Recorded information:
________________
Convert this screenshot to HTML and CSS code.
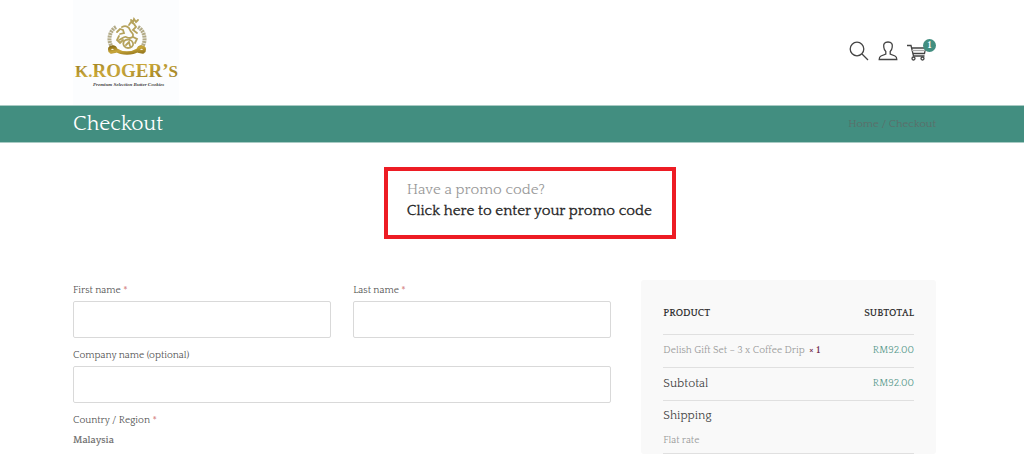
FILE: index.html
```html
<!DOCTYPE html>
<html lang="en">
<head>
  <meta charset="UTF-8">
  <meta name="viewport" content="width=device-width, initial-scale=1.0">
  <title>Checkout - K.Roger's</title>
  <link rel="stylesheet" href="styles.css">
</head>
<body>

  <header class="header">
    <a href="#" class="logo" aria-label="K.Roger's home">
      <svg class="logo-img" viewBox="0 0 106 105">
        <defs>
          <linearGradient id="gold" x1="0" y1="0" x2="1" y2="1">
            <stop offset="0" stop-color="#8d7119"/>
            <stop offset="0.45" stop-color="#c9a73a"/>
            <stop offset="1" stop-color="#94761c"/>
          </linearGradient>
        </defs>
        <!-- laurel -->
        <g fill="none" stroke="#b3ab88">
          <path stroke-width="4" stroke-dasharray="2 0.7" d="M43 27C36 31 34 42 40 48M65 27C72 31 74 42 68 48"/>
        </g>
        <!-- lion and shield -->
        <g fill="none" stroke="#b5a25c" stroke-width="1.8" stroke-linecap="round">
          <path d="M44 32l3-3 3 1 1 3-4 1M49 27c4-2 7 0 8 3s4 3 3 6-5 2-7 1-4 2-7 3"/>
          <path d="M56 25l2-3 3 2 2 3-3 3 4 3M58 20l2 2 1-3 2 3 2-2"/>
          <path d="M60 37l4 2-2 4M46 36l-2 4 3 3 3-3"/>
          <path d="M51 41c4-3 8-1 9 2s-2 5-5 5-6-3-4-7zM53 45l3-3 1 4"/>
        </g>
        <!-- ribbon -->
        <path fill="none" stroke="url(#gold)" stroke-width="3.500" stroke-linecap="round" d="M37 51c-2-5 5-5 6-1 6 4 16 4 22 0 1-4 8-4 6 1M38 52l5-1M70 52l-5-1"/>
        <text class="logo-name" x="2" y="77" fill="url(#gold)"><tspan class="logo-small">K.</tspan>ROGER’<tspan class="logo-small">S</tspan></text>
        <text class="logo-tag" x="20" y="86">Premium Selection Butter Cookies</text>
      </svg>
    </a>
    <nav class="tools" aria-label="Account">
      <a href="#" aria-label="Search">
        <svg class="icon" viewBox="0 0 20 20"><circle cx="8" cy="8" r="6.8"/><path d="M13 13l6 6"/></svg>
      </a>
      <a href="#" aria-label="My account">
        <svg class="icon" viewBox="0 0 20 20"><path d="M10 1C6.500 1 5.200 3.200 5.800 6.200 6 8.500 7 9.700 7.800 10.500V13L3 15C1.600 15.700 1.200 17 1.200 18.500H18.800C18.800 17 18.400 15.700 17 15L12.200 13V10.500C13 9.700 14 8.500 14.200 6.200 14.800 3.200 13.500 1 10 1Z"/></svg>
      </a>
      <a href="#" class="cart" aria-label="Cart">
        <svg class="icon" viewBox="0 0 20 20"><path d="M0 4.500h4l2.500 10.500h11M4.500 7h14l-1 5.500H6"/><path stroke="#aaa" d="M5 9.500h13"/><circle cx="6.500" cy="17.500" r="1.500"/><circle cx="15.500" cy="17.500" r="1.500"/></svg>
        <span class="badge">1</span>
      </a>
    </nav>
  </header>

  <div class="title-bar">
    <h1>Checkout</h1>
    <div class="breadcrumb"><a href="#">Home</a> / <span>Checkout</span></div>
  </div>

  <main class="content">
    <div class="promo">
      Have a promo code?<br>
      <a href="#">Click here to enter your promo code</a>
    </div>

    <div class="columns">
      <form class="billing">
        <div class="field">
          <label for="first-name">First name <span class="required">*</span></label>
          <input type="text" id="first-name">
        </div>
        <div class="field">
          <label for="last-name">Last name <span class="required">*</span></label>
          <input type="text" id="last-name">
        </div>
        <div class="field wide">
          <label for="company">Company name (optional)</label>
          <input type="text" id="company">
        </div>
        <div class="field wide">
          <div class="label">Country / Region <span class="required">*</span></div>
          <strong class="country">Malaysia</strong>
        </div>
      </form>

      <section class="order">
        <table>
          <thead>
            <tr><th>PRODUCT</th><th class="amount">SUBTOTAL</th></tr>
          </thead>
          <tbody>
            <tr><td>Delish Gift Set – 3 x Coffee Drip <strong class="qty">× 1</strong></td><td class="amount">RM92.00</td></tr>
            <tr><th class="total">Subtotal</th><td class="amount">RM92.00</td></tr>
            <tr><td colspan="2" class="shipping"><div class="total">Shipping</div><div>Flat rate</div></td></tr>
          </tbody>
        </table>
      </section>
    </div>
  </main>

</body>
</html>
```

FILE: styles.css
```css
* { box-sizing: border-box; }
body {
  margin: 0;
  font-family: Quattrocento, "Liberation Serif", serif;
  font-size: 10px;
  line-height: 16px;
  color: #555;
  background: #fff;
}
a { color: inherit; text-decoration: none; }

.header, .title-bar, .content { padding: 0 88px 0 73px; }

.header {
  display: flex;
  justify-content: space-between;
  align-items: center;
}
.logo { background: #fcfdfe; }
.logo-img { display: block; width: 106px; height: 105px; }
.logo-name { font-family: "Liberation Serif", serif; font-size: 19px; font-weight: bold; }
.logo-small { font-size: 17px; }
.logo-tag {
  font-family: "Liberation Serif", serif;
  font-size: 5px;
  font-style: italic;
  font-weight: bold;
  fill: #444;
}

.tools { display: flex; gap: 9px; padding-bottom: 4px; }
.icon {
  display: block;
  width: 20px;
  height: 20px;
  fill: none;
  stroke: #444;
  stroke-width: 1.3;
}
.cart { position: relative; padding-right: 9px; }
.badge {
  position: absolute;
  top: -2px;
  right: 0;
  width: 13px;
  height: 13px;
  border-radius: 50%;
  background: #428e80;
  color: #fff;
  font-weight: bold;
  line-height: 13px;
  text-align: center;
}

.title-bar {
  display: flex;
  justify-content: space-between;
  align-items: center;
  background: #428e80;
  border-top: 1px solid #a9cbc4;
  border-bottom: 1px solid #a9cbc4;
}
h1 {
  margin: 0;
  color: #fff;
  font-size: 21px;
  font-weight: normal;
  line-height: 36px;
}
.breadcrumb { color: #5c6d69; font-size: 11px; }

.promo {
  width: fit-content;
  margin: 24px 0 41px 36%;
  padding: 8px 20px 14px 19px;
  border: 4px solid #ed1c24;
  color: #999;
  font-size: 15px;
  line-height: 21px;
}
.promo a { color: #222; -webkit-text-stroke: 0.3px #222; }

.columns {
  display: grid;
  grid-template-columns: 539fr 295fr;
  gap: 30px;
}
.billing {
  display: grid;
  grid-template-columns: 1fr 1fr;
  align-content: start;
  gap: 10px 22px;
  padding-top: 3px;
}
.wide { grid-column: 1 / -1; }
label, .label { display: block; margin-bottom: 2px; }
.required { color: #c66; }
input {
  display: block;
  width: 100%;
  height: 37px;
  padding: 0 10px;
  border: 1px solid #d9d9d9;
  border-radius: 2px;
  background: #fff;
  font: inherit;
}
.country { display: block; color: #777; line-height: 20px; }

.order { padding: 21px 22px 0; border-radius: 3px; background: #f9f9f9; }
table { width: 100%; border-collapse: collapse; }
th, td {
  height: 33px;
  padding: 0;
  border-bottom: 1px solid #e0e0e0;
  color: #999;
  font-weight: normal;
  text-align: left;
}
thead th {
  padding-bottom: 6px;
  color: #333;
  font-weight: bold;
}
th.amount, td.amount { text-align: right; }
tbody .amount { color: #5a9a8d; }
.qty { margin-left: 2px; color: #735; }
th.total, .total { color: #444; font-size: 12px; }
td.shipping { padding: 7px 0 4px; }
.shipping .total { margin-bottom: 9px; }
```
________________
Task goal: Copy the listing in full and without alteration, omitting every picture.

Final result:
Convert this screenshot to HTML and CSS code.
FILE: index.html
```html
<!DOCTYPE html>
<html lang="en">
<head>
  <meta charset="UTF-8">
  <meta name="viewport" content="width=device-width, initial-scale=1.0">
  <title>Checkout - K.Roger's</title>
  <link rel="stylesheet" href="styles.css">
</head>
<body>

  <header class="header">
    <a href="#" class="logo" aria-label="K.Roger's home">
      <svg class="logo-img" viewBox="0 0 106 105">
        <defs>
          <linearGradient id="gold" x1="0" y1="0" x2="1" y2="1">
            <stop offset="0" stop-color="#8d7119"/>
            <stop offset="0.45" stop-color="#c9a73a"/>
            <stop offset="1" stop-color="#94761c"/>
          </linearGradient>
        </defs>
        <!-- laurel -->
        <g fill="none" stroke="#b3ab88">
          <path stroke-width="4" stroke-dasharray="2 0.7" d="M43 27C36 31 34 42 40 48M65 27C72 31 74 42 68 48"/>
        </g>
        <!-- lion and shield -->
        <g fill="none" stroke="#b5a25c" stroke-width="1.8" stroke-linecap="round">
          <path d="M44 32l3-3 3 1 1 3-4 1M49 27c4-2 7 0 8 3s4 3 3 6-5 2-7 1-4 2-7 3"/>
          <path d="M56 25l2-3 3 2 2 3-3 3 4 3M58 20l2 2 1-3 2 3 2-2"/>
          <path d="M60 37l4 2-2 4M46 36l-2 4 3 3 3-3"/>
          <path d="M51 41c4-3 8-1 9 2s-2 5-5 5-6-3-4-7zM53 45l3-3 1 4"/>
        </g>
        <!-- ribbon -->
        <path fill="none" stroke="url(#gold)" stroke-width="3.500" stroke-linecap="round" d="M37 51c-2-5 5-5 6-1 6 4 16 4 22 0 1-4 8-4 6 1M38 52l5-1M70 52l-5-1"/>
        <text class="logo-name" x="2" y="77" fill="url(#gold)"><tspan class="logo-small">K.</tspan>ROGER’<tspan class="logo-small">S</tspan></text>
        <text class="logo-tag" x="20" y="86">Premium Selection Butter Cookies</text>
      </svg>
    </a>
    <nav class="tools" aria-label="Account">
      <a href="#" aria-label="Search">
        <svg class="icon" viewBox="0 0 20 20"><circle cx="8" cy="8" r="6.8"/><path d="M13 13l6 6"/></svg>
      </a>
      <a href="#" aria-label="My account">
        <svg class="icon" viewBox="0 0 20 20"><path d="M10 1C6.500 1 5.200 3.200 5.800 6.200 6 8.500 7 9.700 7.800 10.500V13L3 15C1.600 15.700 1.200 17 1.200 18.500H18.800C18.800 17 18.400 15.700 17 15L12.200 13V10.500C13 9.700 14 8.500 14.200 6.200 14.800 3.200 13.500 1 10 1Z"/></svg>
      </a>
      <a href="#" class="cart" aria-label="Cart">
        <svg class="icon" viewBox="0 0 20 20"><path d="M0 4.500h4l2.500 10.500h11M4.500 7h14l-1 5.500H6"/><path stroke="#aaa" d="M5 9.500h13"/><circle cx="6.500" cy="17.500" r="1.500"/><circle cx="15.500" cy="17.500" r="1.500"/></svg>
        <span class="badge">1</span>
      </a>
    </nav>
  </header>

  <div class="title-bar">
    <h1>Checkout</h1>
    <div class="breadcrumb"><a href="#">Home</a> / <span>Checkout</span></div>
  </div>

  <main class="content">
    <div class="promo">
      Have a promo code?<br>
      <a href="#">Click here to enter your promo code</a>
    </div>

    <div class="columns">
      <form class="billing">
        <div class="field">
          <label for="first-name">First name <span class="required">*</span></label>
          <input type="text" id="first-name">
        </div>
        <div class="field">
          <label for="last-name">Last name <span class="required">*</span></label>
          <input type="text" id="last-name">
        </div>
        <div class="field wide">
          <label for="company">Company name (optional)</label>
          <input type="text" id="company">
        </div>
        <div class="field wide">
          <div class="label">Country / Region <span class="required">*</span></div>
          <strong class="country">Malaysia</strong>
        </div>
      </form>

      <section class="order">
        <table>
          <thead>
            <tr><th>PRODUCT</th><th class="amount">SUBTOTAL</th></tr>
          </thead>
          <tbody>
            <tr><td>Delish Gift Set – 3 x Coffee Drip <strong class="qty">× 1</strong></td><td class="amount">RM92.00</td></tr>
            <tr><th class="total">Subtotal</th><td class="amount">RM92.00</td></tr>
            <tr><td colspan="2" class="shipping"><div class="total">Shipping</div><div>Flat rate</div></td></tr>
          </tbody>
        </table>
      </section>
    </div>
  </main>

</body>
</html>
```

FILE: styles.css
```css
* { box-sizing: border-box; }
body {
  margin: 0;
  font-family: Quattrocento, "Liberation Serif", serif;
  font-size: 10px;
  line-height: 16px;
  color: #555;
  background: #fff;
}
a { color: inherit; text-decoration: none; }

.header, .title-bar, .content { padding: 0 88px 0 73px; }

.header {
  display: flex;
  justify-content: space-between;
  align-items: center;
}
.logo { background: #fcfdfe; }
.logo-img { display: block; width: 106px; height: 105px; }
.logo-name { font-family: "Liberation Serif", serif; font-size: 19px; font-weight: bold; }
.logo-small { font-size: 17px; }
.logo-tag {
  font-family: "Liberation Serif", serif;
  font-size: 5px;
  font-style: italic;
  font-weight: bold;
  fill: #444;
}

.tools { display: flex; gap: 9px; padding-bottom: 4px; }
.icon {
  display: block;
  width: 20px;
  height: 20px;
  fill: none;
  stroke: #444;
  stroke-width: 1.3;
}
.cart { position: relative; padding-right: 9px; }
.badge {
  position: absolute;
  top: -2px;
  right: 0;
  width: 13px;
  height: 13px;
  border-radius: 50%;
  background: #428e80;
  color: #fff;
  font-weight: bold;
  line-height: 13px;
  text-align: center;
}

.title-bar {
  display: flex;
  justify-content: space-between;
  align-items: center;
  background: #428e80;
  border-top: 1px solid #a9cbc4;
  border-bottom: 1px solid #a9cbc4;
}
h1 {
  margin: 0;
  color: #fff;
  font-size: 21px;
  font-weight: normal;
  line-height: 36px;
}
.breadcrumb { color: #5c6d69; font-size: 11px; }

.promo {
  width: fit-content;
  margin: 24px 0 41px 36%;
  padding: 8px 20px 14px 19px;
  border: 4px solid #ed1c24;
  color: #999;
  font-size: 15px;
  line-height: 21px;
}
.promo a { color: #222; -webkit-text-stroke: 0.3px #222; }

.columns {
  display: grid;
  grid-template-columns: 539fr 295fr;
  gap: 30px;
}
.billing {
  display: grid;
  grid-template-columns: 1fr 1fr;
  align-content: start;
  gap: 10px 22px;
  padding-top: 3px;
}
.wide { grid-column: 1 / -1; }
label, .label { display: block; margin-bottom: 2px; }
.required { color: #c66; }
input {
  display: block;
  width: 100%;
  height: 37px;
  padding: 0 10px;
  border: 1px solid #d9d9d9;
  border-radius: 2px;
  background: #fff;
  font: inherit;
}
.country { display: block; color: #777; line-height: 20px; }

.order { padding: 21px 22px 0; border-radius: 3px; background: #f9f9f9; }
table { width: 100%; border-collapse: collapse; }
th, td {
  height: 33px;
  padding: 0;
  border-bottom: 1px solid #e0e0e0;
  color: #999;
  font-weight: normal;
  text-align: left;
}
thead th {
  padding-bottom: 6px;
  color: #333;
  font-weight: bold;
}
th.amount, td.amount { text-align: right; }
tbody .amount { color: #5a9a8d; }
.qty { margin-left: 2px; color: #735; }
th.total, .total { color: #444; font-size: 12px; }
td.shipping { padding: 7px 0 4px; }
.shipping .total { margin-bottom: 9px; }
```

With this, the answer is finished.